| Data supplied |
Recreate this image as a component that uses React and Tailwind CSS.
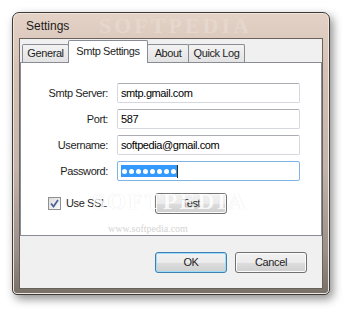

---

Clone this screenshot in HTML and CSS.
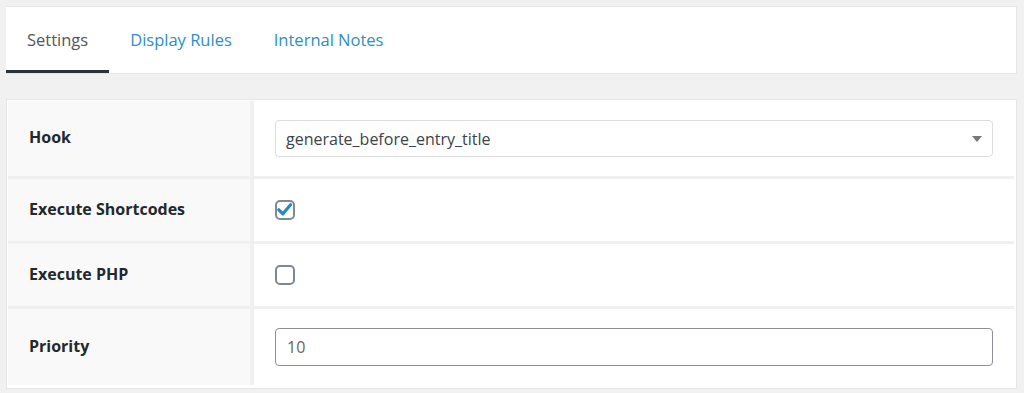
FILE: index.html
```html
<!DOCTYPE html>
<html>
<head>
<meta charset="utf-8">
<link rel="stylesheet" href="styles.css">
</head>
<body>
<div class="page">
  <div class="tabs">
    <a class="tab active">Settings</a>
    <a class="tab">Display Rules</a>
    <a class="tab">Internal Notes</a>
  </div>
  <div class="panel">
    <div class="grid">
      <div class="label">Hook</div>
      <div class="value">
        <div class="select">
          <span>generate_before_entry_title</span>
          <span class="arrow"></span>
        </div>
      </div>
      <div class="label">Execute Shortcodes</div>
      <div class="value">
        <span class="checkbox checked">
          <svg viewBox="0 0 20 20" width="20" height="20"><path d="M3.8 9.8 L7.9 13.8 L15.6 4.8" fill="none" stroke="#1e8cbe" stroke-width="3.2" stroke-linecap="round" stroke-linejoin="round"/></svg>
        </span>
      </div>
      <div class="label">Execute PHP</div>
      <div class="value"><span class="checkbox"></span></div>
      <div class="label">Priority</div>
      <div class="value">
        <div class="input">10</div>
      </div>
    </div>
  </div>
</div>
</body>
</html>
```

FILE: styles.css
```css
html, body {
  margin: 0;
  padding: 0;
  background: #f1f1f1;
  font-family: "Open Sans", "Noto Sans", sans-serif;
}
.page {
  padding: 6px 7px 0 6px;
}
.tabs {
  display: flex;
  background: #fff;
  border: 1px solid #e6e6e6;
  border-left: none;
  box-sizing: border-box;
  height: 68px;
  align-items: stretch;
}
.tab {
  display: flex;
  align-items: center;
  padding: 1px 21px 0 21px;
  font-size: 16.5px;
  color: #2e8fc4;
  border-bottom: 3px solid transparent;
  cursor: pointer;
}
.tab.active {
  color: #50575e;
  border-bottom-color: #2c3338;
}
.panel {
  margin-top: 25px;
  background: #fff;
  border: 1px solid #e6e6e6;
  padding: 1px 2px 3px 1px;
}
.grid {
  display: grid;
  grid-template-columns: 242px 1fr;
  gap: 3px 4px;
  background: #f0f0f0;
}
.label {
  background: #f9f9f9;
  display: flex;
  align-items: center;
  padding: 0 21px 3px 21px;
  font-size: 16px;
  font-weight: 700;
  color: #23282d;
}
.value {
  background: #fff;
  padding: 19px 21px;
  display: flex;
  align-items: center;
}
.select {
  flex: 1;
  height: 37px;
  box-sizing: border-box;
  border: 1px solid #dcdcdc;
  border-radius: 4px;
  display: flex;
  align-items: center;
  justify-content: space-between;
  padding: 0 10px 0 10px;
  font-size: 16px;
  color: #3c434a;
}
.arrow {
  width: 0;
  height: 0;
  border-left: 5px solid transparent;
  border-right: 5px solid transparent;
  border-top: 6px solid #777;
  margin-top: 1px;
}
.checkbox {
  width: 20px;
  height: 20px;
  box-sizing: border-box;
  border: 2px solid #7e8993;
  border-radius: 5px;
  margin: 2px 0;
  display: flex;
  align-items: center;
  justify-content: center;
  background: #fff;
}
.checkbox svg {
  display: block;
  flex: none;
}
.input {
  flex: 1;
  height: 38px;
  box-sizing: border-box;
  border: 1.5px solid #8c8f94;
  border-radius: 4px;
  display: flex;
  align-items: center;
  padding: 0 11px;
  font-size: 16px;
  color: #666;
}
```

| The problem |
Report how many lines in these entries contain "this". Answer with the number only.

| Solution to the exercise |
2